start

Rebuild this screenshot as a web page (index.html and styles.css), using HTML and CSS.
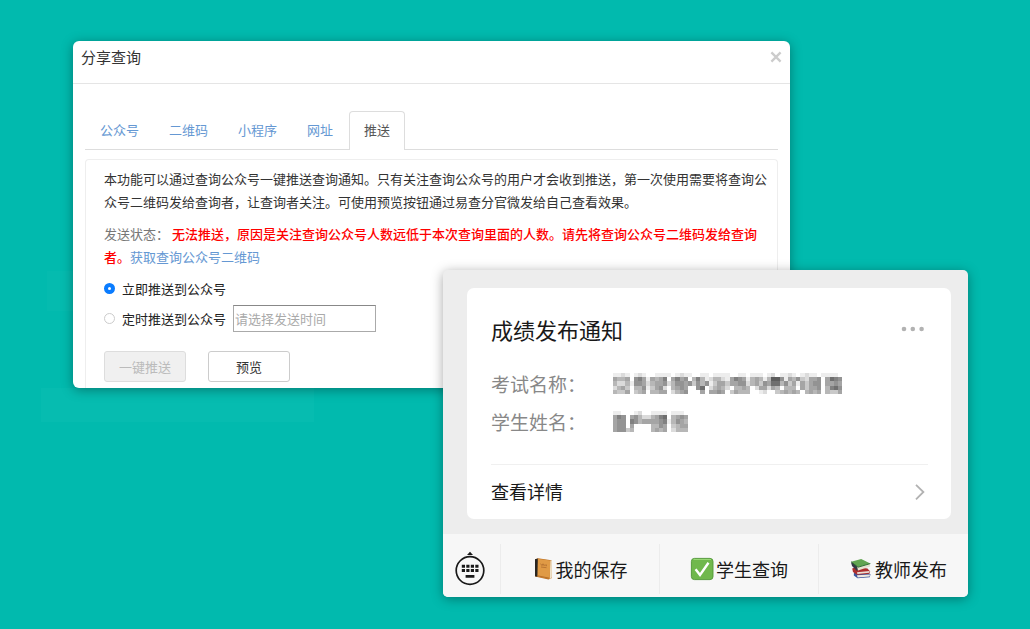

end
start

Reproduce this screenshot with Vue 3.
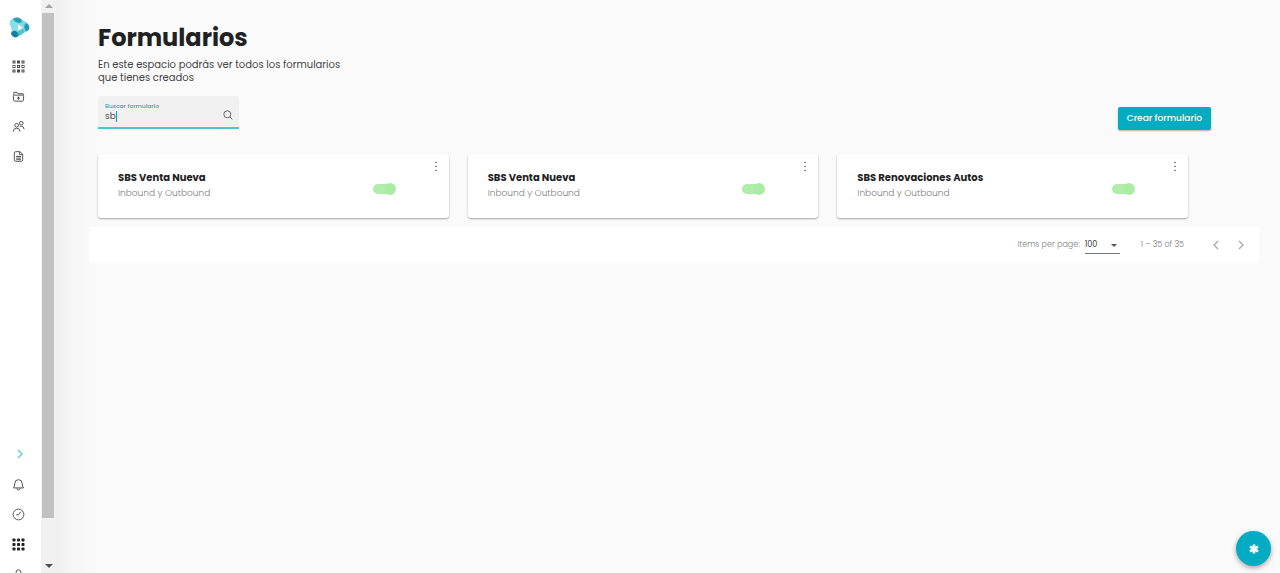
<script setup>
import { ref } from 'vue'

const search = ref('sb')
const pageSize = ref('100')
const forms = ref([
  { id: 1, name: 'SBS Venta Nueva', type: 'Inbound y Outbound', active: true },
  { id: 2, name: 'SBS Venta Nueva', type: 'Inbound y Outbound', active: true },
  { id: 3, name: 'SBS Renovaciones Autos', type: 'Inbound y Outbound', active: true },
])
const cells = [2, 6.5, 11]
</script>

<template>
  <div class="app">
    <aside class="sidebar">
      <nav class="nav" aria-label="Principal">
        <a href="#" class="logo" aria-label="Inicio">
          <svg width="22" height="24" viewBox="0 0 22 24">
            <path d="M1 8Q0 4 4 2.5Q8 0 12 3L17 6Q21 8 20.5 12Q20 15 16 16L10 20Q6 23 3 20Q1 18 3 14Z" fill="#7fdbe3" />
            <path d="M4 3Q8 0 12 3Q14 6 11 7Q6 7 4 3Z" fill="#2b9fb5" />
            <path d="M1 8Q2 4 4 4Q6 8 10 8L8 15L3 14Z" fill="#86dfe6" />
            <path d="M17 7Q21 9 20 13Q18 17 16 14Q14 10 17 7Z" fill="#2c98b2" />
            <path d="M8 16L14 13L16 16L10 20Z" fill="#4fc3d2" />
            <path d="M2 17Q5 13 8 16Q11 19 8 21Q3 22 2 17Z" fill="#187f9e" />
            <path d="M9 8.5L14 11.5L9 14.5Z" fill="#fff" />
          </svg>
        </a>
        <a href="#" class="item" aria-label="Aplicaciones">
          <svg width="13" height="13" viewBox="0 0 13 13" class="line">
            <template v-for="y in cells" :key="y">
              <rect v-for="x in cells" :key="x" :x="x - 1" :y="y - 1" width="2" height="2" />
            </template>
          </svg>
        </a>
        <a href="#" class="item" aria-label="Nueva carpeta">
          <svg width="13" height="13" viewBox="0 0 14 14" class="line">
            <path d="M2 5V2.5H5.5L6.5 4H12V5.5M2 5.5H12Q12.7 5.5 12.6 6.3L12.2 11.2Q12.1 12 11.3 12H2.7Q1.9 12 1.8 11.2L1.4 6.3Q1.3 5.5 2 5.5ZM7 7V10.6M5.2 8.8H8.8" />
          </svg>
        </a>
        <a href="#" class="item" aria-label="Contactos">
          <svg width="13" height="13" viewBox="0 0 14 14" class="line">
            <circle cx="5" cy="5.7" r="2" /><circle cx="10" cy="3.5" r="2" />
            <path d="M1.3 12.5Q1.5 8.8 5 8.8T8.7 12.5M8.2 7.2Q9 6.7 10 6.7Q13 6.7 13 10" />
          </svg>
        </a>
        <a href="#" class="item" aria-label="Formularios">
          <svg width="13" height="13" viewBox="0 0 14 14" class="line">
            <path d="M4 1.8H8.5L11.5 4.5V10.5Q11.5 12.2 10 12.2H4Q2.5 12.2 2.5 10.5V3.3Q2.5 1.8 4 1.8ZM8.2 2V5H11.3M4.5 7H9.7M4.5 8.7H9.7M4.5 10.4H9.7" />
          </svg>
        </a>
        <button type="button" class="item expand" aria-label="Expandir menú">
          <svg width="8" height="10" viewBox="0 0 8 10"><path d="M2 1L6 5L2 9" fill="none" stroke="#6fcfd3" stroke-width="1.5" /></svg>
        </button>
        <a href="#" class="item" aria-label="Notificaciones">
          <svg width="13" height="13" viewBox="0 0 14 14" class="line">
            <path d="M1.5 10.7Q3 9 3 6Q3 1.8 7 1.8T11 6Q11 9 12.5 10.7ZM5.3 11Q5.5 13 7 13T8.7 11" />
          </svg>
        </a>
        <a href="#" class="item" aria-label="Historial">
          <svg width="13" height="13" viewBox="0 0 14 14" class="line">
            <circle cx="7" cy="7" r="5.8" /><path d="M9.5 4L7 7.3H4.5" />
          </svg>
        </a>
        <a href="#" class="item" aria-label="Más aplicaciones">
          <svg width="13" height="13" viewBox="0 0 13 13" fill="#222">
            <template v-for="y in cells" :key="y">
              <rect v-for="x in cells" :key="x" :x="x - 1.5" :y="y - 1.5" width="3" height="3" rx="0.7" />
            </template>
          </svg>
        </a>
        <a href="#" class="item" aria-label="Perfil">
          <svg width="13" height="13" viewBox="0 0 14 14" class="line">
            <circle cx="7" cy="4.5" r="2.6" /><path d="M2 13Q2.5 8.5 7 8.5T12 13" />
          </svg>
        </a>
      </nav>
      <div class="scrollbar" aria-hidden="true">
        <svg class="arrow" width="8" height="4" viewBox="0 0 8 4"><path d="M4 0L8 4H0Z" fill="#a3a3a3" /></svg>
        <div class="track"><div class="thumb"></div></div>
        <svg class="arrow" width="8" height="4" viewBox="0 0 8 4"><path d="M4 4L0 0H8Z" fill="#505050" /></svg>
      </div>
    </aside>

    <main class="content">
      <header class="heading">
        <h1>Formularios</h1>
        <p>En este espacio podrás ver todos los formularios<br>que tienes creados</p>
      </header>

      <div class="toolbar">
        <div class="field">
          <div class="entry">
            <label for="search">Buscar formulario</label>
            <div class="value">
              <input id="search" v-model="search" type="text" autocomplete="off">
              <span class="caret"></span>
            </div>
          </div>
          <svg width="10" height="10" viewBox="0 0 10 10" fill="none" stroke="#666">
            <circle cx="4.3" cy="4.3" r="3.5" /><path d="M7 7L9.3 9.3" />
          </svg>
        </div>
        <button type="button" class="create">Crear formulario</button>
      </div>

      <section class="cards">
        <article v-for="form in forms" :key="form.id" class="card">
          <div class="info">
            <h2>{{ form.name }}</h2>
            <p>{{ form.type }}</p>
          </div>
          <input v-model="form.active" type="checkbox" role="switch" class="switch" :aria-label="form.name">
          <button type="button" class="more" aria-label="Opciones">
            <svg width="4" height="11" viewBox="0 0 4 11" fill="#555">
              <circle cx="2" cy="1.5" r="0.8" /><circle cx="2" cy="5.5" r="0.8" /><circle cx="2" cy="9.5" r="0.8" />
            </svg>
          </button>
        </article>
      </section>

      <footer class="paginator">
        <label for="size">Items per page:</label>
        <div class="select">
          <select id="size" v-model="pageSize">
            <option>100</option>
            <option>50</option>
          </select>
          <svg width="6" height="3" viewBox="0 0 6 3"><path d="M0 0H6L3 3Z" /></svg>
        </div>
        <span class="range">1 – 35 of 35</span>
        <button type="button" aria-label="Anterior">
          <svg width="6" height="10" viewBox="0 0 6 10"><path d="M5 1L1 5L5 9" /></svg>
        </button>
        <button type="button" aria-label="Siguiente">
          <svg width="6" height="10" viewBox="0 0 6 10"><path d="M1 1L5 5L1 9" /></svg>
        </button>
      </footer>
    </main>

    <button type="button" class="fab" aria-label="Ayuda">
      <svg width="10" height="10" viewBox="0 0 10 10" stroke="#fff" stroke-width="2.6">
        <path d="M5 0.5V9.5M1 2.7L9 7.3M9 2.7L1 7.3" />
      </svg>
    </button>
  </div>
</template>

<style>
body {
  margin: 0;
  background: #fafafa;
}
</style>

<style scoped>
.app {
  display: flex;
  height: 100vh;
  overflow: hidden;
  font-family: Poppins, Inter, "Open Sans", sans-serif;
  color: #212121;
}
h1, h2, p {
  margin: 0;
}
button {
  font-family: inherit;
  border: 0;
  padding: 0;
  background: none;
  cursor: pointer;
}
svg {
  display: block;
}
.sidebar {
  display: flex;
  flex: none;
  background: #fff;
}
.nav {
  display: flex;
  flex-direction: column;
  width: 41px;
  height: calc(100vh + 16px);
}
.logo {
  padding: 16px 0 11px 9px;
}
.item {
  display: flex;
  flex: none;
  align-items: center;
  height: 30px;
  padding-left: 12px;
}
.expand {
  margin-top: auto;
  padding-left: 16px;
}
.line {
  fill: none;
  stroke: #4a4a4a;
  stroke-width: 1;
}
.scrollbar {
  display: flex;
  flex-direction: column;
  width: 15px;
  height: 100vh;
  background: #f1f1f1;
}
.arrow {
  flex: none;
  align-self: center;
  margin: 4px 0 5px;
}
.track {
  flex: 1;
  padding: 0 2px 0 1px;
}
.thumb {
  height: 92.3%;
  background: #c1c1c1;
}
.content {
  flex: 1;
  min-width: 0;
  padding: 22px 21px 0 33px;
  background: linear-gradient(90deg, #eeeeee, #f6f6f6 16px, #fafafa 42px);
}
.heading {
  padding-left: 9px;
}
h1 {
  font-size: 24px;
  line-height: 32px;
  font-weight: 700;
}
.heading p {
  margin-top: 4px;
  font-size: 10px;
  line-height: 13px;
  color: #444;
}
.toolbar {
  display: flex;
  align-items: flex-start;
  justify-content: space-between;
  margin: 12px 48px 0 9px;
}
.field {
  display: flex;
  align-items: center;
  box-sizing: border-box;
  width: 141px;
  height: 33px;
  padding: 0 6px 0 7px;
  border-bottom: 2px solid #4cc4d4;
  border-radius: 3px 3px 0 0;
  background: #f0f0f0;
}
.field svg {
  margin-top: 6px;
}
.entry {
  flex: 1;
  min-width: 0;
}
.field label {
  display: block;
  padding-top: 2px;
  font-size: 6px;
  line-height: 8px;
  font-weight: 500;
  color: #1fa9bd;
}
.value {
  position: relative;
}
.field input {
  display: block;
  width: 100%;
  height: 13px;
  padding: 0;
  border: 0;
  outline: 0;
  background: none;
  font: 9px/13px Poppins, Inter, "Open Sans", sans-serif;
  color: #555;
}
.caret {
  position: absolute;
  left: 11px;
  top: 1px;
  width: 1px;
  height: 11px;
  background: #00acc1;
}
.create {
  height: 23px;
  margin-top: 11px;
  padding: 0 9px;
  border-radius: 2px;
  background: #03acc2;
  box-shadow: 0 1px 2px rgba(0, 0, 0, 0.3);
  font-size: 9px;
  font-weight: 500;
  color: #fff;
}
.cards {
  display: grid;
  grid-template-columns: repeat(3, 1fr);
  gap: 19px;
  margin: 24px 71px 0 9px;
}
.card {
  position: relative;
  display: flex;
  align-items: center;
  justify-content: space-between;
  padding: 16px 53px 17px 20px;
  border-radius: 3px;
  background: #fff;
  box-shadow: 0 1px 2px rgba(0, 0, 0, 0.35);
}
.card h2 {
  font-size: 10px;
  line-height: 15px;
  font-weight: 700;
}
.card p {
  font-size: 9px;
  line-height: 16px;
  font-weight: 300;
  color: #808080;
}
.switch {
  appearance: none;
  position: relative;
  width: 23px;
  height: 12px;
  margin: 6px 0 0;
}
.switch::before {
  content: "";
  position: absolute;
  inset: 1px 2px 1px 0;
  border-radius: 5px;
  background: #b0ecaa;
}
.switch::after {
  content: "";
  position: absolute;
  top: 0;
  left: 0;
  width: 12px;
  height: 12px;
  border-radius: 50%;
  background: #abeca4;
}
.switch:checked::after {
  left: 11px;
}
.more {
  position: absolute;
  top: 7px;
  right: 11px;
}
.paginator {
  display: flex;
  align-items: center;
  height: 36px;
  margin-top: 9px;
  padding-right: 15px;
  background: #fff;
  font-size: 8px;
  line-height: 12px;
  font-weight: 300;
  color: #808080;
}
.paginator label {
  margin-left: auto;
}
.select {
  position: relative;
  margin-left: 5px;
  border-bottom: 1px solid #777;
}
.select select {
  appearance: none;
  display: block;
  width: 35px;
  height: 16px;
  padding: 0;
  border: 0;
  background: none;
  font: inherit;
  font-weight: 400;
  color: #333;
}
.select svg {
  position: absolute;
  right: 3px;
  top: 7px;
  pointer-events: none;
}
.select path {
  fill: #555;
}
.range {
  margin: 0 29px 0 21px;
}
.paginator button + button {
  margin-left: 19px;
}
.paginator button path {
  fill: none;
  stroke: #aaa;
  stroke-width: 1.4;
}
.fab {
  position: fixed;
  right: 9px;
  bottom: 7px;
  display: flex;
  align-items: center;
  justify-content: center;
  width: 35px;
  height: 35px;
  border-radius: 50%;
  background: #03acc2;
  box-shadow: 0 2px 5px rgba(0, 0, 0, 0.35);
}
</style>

end
start

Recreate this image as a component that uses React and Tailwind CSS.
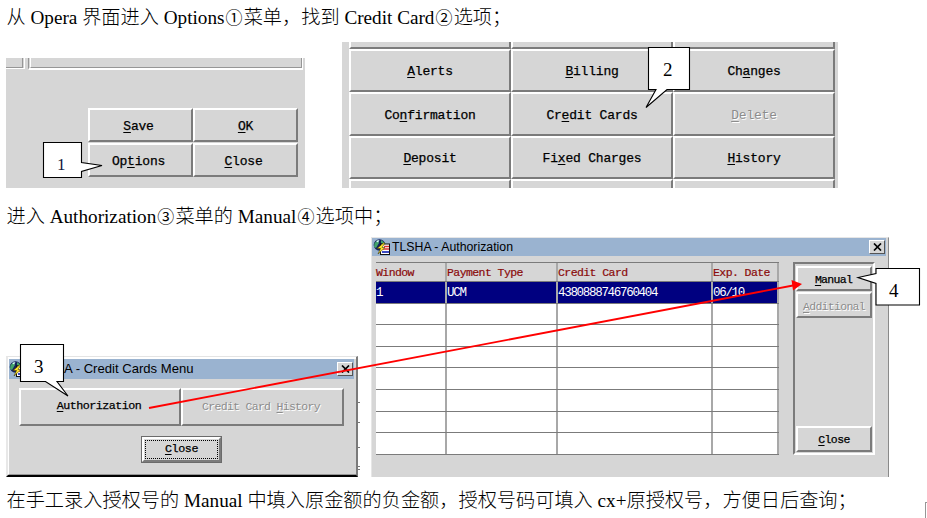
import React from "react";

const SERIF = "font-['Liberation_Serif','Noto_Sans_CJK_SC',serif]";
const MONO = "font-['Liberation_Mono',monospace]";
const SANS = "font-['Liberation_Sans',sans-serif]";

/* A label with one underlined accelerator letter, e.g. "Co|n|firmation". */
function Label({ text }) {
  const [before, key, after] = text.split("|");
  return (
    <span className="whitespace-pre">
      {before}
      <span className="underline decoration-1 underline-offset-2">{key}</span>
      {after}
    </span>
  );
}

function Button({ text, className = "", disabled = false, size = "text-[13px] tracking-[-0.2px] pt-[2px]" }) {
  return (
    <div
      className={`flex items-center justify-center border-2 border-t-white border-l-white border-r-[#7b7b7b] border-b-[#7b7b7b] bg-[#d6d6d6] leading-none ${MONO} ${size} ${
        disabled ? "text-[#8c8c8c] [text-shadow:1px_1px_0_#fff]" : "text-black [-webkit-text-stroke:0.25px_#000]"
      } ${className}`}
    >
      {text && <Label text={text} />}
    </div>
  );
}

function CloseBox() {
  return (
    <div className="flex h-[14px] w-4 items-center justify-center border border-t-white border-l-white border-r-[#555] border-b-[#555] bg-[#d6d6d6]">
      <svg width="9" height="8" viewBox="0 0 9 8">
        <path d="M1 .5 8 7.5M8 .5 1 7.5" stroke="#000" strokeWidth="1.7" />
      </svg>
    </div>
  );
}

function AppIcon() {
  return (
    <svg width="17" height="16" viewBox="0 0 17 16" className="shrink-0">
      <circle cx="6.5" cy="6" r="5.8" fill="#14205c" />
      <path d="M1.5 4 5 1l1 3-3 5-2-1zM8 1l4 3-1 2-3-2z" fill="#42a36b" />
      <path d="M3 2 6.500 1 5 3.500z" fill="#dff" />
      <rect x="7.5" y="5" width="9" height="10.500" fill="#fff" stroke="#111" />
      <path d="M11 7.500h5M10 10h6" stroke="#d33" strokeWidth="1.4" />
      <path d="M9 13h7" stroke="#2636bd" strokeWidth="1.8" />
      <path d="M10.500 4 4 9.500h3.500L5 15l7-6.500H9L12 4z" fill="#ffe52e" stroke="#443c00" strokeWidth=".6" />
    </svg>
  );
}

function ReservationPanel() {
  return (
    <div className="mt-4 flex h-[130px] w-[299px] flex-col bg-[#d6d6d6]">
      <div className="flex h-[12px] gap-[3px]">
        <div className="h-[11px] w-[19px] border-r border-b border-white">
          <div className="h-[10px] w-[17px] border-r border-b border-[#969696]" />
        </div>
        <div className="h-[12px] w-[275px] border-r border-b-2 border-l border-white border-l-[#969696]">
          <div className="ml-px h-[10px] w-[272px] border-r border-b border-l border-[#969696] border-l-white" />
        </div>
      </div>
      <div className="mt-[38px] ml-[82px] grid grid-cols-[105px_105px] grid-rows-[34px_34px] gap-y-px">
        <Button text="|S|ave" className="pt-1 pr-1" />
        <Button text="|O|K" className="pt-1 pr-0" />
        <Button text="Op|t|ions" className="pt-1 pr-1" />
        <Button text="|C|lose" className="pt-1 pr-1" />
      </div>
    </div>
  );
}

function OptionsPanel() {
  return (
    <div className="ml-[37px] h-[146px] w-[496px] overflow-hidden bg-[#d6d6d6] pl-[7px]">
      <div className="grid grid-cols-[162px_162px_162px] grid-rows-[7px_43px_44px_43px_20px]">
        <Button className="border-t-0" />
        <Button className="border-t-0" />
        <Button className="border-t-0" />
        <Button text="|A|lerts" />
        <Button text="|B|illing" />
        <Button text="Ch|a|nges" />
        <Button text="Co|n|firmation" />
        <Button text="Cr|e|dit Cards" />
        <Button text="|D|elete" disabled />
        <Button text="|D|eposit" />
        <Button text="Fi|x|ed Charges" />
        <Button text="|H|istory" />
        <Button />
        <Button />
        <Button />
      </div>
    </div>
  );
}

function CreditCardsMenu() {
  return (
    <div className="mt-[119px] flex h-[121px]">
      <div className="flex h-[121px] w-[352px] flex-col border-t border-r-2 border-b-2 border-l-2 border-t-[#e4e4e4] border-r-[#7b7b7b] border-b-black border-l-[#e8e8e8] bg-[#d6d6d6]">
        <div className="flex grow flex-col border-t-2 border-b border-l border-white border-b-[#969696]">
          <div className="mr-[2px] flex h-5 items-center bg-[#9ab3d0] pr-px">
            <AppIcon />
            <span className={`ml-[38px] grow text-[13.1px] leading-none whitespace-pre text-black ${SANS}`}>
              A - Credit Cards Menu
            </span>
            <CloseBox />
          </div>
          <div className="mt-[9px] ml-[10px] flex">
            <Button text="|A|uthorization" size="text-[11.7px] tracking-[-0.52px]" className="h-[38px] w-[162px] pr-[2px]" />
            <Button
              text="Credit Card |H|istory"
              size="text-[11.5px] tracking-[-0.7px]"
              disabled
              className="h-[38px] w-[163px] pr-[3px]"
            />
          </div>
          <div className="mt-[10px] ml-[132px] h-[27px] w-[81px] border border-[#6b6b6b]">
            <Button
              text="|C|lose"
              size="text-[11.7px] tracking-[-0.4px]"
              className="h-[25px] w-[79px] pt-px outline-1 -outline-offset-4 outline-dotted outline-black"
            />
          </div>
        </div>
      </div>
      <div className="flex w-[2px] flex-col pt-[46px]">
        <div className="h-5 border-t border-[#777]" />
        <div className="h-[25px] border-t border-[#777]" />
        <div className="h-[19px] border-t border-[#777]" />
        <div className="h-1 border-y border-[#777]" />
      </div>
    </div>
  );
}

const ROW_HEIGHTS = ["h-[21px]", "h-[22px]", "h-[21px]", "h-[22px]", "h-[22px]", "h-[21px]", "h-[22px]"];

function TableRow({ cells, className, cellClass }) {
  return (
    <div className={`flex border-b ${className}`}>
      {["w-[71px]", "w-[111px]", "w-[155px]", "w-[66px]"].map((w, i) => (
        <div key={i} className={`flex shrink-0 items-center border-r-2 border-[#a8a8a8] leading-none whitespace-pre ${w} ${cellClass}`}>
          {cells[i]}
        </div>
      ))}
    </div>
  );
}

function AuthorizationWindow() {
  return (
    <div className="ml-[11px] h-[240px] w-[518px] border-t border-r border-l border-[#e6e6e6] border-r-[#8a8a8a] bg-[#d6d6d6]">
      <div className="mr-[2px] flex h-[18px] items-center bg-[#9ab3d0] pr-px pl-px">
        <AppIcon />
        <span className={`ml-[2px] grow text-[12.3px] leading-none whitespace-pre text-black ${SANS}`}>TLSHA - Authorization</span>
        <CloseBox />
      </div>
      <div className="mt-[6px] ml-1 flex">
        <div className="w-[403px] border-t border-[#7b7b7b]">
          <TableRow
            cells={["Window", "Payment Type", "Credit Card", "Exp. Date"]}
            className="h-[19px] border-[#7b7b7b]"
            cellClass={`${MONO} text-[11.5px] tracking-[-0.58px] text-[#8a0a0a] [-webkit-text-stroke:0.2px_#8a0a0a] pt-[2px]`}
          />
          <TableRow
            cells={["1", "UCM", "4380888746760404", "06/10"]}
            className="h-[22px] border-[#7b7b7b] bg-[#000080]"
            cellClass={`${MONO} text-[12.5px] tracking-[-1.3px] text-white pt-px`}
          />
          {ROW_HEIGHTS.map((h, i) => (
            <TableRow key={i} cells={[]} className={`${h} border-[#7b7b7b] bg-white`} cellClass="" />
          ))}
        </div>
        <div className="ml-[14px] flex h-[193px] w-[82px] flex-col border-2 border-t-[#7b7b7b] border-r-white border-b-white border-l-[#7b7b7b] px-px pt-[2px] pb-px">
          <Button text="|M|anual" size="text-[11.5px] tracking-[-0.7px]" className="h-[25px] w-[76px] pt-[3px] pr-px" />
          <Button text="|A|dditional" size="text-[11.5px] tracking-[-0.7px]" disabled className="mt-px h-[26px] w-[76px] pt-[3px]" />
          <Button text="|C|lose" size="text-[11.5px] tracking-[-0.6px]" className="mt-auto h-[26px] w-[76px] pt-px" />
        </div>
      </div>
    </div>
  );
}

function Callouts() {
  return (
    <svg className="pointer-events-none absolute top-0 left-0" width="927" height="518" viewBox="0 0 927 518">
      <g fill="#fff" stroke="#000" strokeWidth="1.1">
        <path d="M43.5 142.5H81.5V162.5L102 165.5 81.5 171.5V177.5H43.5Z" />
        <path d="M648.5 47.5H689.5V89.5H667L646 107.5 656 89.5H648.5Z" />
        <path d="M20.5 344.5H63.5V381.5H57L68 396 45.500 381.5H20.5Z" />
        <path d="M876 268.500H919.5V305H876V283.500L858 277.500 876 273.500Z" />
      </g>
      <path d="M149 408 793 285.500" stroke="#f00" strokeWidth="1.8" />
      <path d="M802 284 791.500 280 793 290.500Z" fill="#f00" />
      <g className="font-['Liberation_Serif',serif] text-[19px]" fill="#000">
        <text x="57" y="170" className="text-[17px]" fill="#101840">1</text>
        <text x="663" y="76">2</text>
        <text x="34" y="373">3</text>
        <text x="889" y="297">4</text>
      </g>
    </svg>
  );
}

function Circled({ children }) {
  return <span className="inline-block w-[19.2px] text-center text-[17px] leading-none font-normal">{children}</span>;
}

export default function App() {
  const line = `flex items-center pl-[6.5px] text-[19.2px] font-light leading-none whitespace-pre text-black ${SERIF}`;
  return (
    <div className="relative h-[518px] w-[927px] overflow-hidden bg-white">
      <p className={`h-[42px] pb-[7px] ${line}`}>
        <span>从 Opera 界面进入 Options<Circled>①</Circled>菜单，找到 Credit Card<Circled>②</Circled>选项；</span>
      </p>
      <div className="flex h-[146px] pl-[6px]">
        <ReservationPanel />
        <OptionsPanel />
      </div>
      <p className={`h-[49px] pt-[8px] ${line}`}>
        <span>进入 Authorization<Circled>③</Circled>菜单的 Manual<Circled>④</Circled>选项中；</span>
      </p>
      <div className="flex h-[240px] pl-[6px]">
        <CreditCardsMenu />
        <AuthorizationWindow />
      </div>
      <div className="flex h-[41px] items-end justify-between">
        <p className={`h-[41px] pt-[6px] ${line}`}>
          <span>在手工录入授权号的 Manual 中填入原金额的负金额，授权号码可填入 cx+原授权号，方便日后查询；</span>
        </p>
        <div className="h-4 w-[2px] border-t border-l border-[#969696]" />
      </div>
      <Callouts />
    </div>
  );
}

end

## What the task asks
Where a line in the material above holds "screenshot", copy that line.

## Answer
Rebuild this screenshot as a web page (index.html and styles.css), using HTML and CSS.
Reproduce this screenshot with Vue 3.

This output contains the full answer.